+++ GIVEN DATA +++
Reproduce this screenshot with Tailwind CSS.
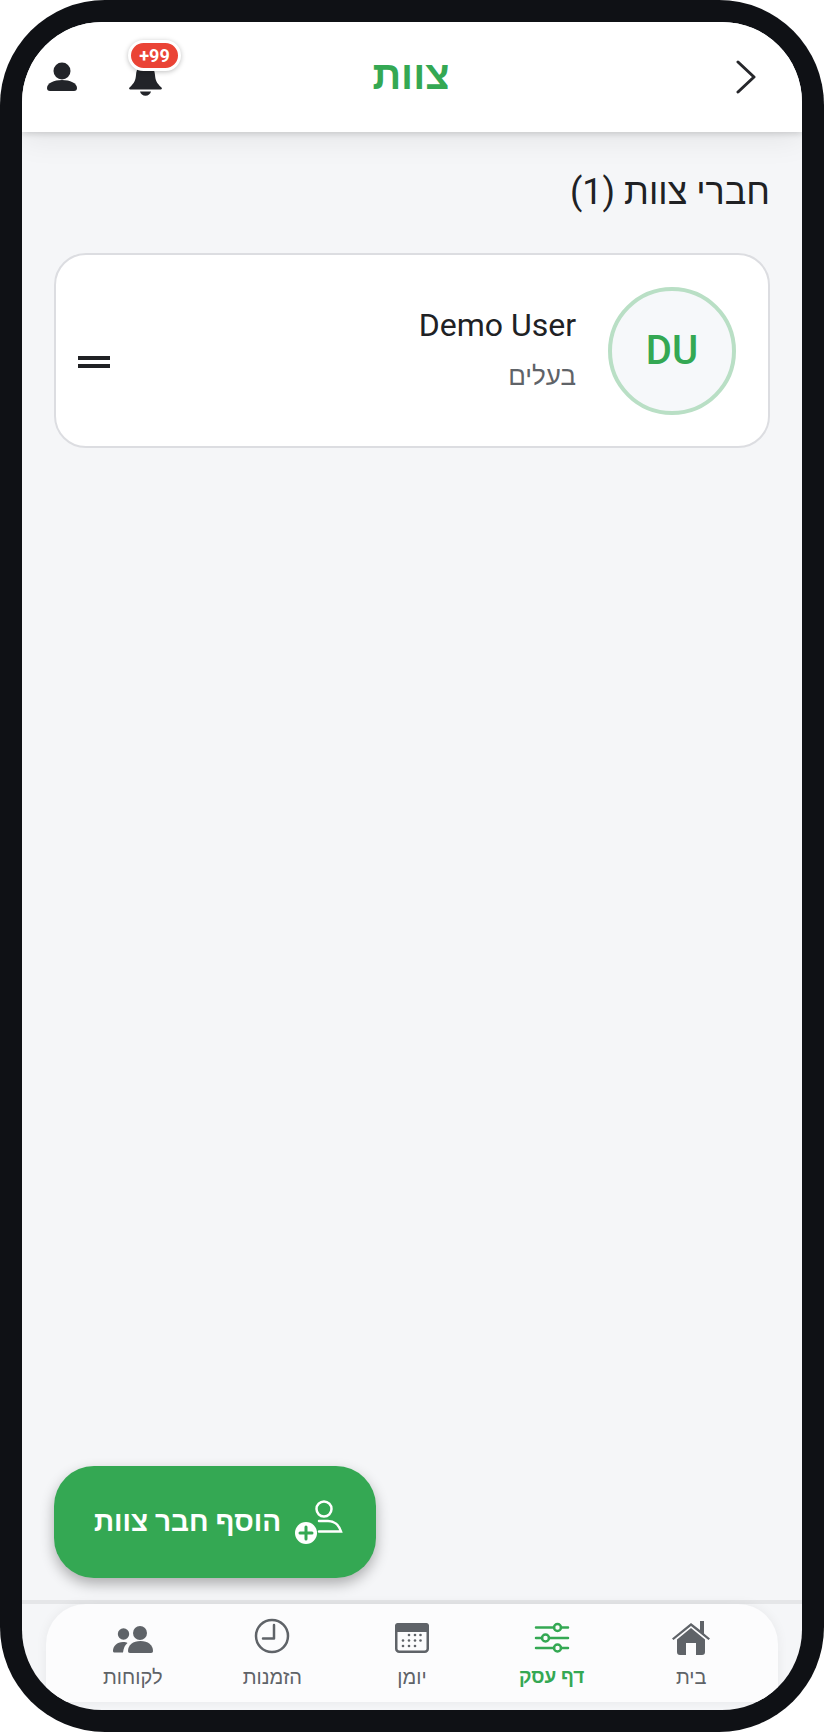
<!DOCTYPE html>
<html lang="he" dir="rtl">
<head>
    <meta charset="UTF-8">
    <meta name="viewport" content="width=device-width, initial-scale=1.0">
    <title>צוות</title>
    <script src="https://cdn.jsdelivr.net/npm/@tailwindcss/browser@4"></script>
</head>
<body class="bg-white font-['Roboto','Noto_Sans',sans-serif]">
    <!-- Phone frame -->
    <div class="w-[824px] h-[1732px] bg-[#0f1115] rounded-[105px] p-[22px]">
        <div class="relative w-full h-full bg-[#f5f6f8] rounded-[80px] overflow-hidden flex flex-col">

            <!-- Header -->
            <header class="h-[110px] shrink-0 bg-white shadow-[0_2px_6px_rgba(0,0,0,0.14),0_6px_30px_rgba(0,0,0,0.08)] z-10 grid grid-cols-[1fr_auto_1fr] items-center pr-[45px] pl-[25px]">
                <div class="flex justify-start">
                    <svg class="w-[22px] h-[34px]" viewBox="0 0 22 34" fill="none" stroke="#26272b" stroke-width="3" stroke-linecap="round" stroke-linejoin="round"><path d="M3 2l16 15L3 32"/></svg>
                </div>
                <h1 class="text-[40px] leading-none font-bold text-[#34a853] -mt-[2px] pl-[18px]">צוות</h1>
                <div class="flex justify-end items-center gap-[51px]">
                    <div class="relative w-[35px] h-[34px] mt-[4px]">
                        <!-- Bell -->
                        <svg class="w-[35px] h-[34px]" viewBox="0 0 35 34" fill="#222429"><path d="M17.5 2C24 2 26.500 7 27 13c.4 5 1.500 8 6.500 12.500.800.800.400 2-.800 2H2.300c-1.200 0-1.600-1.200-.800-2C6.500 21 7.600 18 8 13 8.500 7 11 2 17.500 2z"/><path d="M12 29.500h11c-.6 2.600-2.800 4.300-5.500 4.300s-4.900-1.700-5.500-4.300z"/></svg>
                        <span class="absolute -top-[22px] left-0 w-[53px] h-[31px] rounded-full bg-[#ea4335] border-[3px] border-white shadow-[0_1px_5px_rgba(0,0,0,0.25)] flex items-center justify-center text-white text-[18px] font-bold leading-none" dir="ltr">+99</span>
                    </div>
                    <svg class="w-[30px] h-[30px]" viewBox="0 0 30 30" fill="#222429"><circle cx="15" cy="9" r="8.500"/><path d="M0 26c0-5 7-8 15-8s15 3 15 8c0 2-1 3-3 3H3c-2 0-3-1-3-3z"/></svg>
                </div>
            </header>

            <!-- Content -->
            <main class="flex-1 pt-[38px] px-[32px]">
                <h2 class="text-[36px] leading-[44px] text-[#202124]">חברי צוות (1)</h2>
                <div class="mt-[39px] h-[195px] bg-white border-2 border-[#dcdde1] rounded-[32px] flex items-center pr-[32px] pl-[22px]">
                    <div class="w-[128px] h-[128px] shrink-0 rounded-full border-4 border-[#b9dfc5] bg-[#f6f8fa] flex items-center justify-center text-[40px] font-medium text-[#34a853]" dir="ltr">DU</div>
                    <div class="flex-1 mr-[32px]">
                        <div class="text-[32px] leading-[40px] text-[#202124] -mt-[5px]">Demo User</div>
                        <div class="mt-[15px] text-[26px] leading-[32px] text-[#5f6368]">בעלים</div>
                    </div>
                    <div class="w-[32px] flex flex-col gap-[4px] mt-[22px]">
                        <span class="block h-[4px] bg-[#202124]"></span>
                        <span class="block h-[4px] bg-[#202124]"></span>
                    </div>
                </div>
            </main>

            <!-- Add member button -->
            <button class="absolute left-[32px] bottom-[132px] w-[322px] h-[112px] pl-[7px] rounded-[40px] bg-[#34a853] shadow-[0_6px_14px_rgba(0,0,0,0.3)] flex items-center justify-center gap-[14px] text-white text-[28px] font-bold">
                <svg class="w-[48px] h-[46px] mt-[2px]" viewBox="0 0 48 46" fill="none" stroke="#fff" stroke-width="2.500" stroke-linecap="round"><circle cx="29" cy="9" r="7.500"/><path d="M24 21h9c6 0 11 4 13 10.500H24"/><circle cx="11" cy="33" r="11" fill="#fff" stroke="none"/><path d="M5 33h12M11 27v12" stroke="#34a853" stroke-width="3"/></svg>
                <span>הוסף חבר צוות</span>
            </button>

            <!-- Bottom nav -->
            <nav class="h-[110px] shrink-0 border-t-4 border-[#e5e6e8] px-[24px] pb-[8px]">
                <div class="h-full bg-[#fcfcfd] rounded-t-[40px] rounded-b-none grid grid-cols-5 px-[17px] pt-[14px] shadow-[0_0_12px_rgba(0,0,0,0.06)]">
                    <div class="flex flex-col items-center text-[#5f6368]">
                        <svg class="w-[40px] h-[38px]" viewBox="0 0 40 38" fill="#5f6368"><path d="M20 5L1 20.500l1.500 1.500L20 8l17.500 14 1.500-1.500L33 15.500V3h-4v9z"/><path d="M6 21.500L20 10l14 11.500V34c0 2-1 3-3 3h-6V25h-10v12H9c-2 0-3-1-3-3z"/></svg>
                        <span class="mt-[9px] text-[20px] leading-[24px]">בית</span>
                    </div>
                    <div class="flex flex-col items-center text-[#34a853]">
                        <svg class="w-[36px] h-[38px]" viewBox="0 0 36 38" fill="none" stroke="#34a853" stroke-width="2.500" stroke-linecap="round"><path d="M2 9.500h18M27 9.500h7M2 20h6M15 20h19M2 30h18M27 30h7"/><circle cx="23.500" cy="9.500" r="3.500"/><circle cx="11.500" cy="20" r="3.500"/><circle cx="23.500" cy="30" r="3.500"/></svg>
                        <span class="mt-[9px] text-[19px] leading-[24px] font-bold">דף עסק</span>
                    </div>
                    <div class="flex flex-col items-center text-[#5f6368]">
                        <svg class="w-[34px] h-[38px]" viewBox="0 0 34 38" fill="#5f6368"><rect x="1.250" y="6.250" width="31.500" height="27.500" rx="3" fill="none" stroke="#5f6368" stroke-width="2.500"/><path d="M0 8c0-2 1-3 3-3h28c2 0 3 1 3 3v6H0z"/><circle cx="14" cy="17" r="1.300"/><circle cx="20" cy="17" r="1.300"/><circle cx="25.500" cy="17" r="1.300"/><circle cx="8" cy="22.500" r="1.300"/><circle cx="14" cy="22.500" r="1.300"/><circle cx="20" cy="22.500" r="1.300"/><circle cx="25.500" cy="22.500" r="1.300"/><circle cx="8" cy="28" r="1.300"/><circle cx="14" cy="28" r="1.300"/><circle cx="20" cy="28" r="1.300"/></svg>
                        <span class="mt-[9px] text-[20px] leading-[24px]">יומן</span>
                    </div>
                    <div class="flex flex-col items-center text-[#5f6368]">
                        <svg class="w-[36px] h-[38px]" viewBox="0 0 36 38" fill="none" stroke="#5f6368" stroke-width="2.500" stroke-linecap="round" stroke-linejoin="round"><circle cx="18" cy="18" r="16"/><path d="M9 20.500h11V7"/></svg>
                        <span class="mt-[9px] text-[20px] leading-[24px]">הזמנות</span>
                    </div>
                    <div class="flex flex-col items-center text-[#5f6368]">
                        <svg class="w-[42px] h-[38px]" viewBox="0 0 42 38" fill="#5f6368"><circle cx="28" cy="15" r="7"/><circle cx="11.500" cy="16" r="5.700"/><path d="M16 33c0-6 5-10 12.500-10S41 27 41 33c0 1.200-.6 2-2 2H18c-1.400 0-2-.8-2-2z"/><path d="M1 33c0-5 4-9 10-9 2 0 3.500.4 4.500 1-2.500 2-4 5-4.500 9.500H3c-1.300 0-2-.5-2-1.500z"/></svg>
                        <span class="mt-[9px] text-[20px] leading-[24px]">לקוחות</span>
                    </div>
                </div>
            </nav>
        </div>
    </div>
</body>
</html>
+++
EXERCISE OBJECTIVE →
Skip the images and write out the rest of the listing exactly.

OUTPUT FOR THIS TASK →
Reproduce this screenshot with Tailwind CSS.
<!DOCTYPE html>
<html lang="he" dir="rtl">
<head>
    <meta charset="UTF-8">
    <meta name="viewport" content="width=device-width, initial-scale=1.0">
    <title>צוות</title>
    <script src="https://cdn.jsdelivr.net/npm/@tailwindcss/browser@4"></script>
</head>
<body class="bg-white font-['Roboto','Noto_Sans',sans-serif]">
    <!-- Phone frame -->
    <div class="w-[824px] h-[1732px] bg-[#0f1115] rounded-[105px] p-[22px]">
        <div class="relative w-full h-full bg-[#f5f6f8] rounded-[80px] overflow-hidden flex flex-col">

            <!-- Header -->
            <header class="h-[110px] shrink-0 bg-white shadow-[0_2px_6px_rgba(0,0,0,0.14),0_6px_30px_rgba(0,0,0,0.08)] z-10 grid grid-cols-[1fr_auto_1fr] items-center pr-[45px] pl-[25px]">
                <div class="flex justify-start">
                    <svg class="w-[22px] h-[34px]" viewBox="0 0 22 34" fill="none" stroke="#26272b" stroke-width="3" stroke-linecap="round" stroke-linejoin="round"><path d="M3 2l16 15L3 32"/></svg>
                </div>
                <h1 class="text-[40px] leading-none font-bold text-[#34a853] -mt-[2px] pl-[18px]">צוות</h1>
                <div class="flex justify-end items-center gap-[51px]">
                    <div class="relative w-[35px] h-[34px] mt-[4px]">
                        <!-- Bell -->
                        <svg class="w-[35px] h-[34px]" viewBox="0 0 35 34" fill="#222429"><path d="M17.5 2C24 2 26.500 7 27 13c.4 5 1.500 8 6.500 12.500.800.800.400 2-.800 2H2.300c-1.200 0-1.600-1.200-.800-2C6.500 21 7.600 18 8 13 8.500 7 11 2 17.500 2z"/><path d="M12 29.500h11c-.6 2.600-2.800 4.300-5.500 4.300s-4.900-1.700-5.500-4.300z"/></svg>
                        <span class="absolute -top-[22px] left-0 w-[53px] h-[31px] rounded-full bg-[#ea4335] border-[3px] border-white shadow-[0_1px_5px_rgba(0,0,0,0.25)] flex items-center justify-center text-white text-[18px] font-bold leading-none" dir="ltr">+99</span>
                    </div>
                    <svg class="w-[30px] h-[30px]" viewBox="0 0 30 30" fill="#222429"><circle cx="15" cy="9" r="8.500"/><path d="M0 26c0-5 7-8 15-8s15 3 15 8c0 2-1 3-3 3H3c-2 0-3-1-3-3z"/></svg>
                </div>
            </header>

            <!-- Content -->
            <main class="flex-1 pt-[38px] px-[32px]">
                <h2 class="text-[36px] leading-[44px] text-[#202124]">חברי צוות (1)</h2>
                <div class="mt-[39px] h-[195px] bg-white border-2 border-[#dcdde1] rounded-[32px] flex items-center pr-[32px] pl-[22px]">
                    <div class="w-[128px] h-[128px] shrink-0 rounded-full border-4 border-[#b9dfc5] bg-[#f6f8fa] flex items-center justify-center text-[40px] font-medium text-[#34a853]" dir="ltr">DU</div>
                    <div class="flex-1 mr-[32px]">
                        <div class="text-[32px] leading-[40px] text-[#202124] -mt-[5px]">Demo User</div>
                        <div class="mt-[15px] text-[26px] leading-[32px] text-[#5f6368]">בעלים</div>
                    </div>
                    <div class="w-[32px] flex flex-col gap-[4px] mt-[22px]">
                        <span class="block h-[4px] bg-[#202124]"></span>
                        <span class="block h-[4px] bg-[#202124]"></span>
                    </div>
                </div>
            </main>

            <!-- Add member button -->
            <button class="absolute left-[32px] bottom-[132px] w-[322px] h-[112px] pl-[7px] rounded-[40px] bg-[#34a853] shadow-[0_6px_14px_rgba(0,0,0,0.3)] flex items-center justify-center gap-[14px] text-white text-[28px] font-bold">
                <svg class="w-[48px] h-[46px] mt-[2px]" viewBox="0 0 48 46" fill="none" stroke="#fff" stroke-width="2.500" stroke-linecap="round"><circle cx="29" cy="9" r="7.500"/><path d="M24 21h9c6 0 11 4 13 10.500H24"/><circle cx="11" cy="33" r="11" fill="#fff" stroke="none"/><path d="M5 33h12M11 27v12" stroke="#34a853" stroke-width="3"/></svg>
                <span>הוסף חבר צוות</span>
            </button>

            <!-- Bottom nav -->
            <nav class="h-[110px] shrink-0 border-t-4 border-[#e5e6e8] px-[24px] pb-[8px]">
                <div class="h-full bg-[#fcfcfd] rounded-t-[40px] rounded-b-none grid grid-cols-5 px-[17px] pt-[14px] shadow-[0_0_12px_rgba(0,0,0,0.06)]">
                    <div class="flex flex-col items-center text-[#5f6368]">
                        <svg class="w-[40px] h-[38px]" viewBox="0 0 40 38" fill="#5f6368"><path d="M20 5L1 20.500l1.500 1.500L20 8l17.500 14 1.500-1.500L33 15.500V3h-4v9z"/><path d="M6 21.500L20 10l14 11.500V34c0 2-1 3-3 3h-6V25h-10v12H9c-2 0-3-1-3-3z"/></svg>
                        <span class="mt-[9px] text-[20px] leading-[24px]">בית</span>
                    </div>
                    <div class="flex flex-col items-center text-[#34a853]">
                        <svg class="w-[36px] h-[38px]" viewBox="0 0 36 38" fill="none" stroke="#34a853" stroke-width="2.500" stroke-linecap="round"><path d="M2 9.500h18M27 9.500h7M2 20h6M15 20h19M2 30h18M27 30h7"/><circle cx="23.500" cy="9.500" r="3.500"/><circle cx="11.500" cy="20" r="3.500"/><circle cx="23.500" cy="30" r="3.500"/></svg>
                        <span class="mt-[9px] text-[19px] leading-[24px] font-bold">דף עסק</span>
                    </div>
                    <div class="flex flex-col items-center text-[#5f6368]">
                        <svg class="w-[34px] h-[38px]" viewBox="0 0 34 38" fill="#5f6368"><rect x="1.250" y="6.250" width="31.500" height="27.500" rx="3" fill="none" stroke="#5f6368" stroke-width="2.500"/><path d="M0 8c0-2 1-3 3-3h28c2 0 3 1 3 3v6H0z"/><circle cx="14" cy="17" r="1.300"/><circle cx="20" cy="17" r="1.300"/><circle cx="25.500" cy="17" r="1.300"/><circle cx="8" cy="22.500" r="1.300"/><circle cx="14" cy="22.500" r="1.300"/><circle cx="20" cy="22.500" r="1.300"/><circle cx="25.500" cy="22.500" r="1.300"/><circle cx="8" cy="28" r="1.300"/><circle cx="14" cy="28" r="1.300"/><circle cx="20" cy="28" r="1.300"/></svg>
                        <span class="mt-[9px] text-[20px] leading-[24px]">יומן</span>
                    </div>
                    <div class="flex flex-col items-center text-[#5f6368]">
                        <svg class="w-[36px] h-[38px]" viewBox="0 0 36 38" fill="none" stroke="#5f6368" stroke-width="2.500" stroke-linecap="round" stroke-linejoin="round"><circle cx="18" cy="18" r="16"/><path d="M9 20.500h11V7"/></svg>
                        <span class="mt-[9px] text-[20px] leading-[24px]">הזמנות</span>
                    </div>
                    <div class="flex flex-col items-center text-[#5f6368]">
                        <svg class="w-[42px] h-[38px]" viewBox="0 0 42 38" fill="#5f6368"><circle cx="28" cy="15" r="7"/><circle cx="11.500" cy="16" r="5.700"/><path d="M16 33c0-6 5-10 12.500-10S41 27 41 33c0 1.200-.6 2-2 2H18c-1.400 0-2-.8-2-2z"/><path d="M1 33c0-5 4-9 10-9 2 0 3.500.4 4.500 1-2.500 2-4 5-4.500 9.500H3c-1.300 0-2-.5-2-1.500z"/></svg>
                        <span class="mt-[9px] text-[20px] leading-[24px]">לקוחות</span>
                    </div>
                </div>
            </nav>
        </div>
    </div>
</body>
</html>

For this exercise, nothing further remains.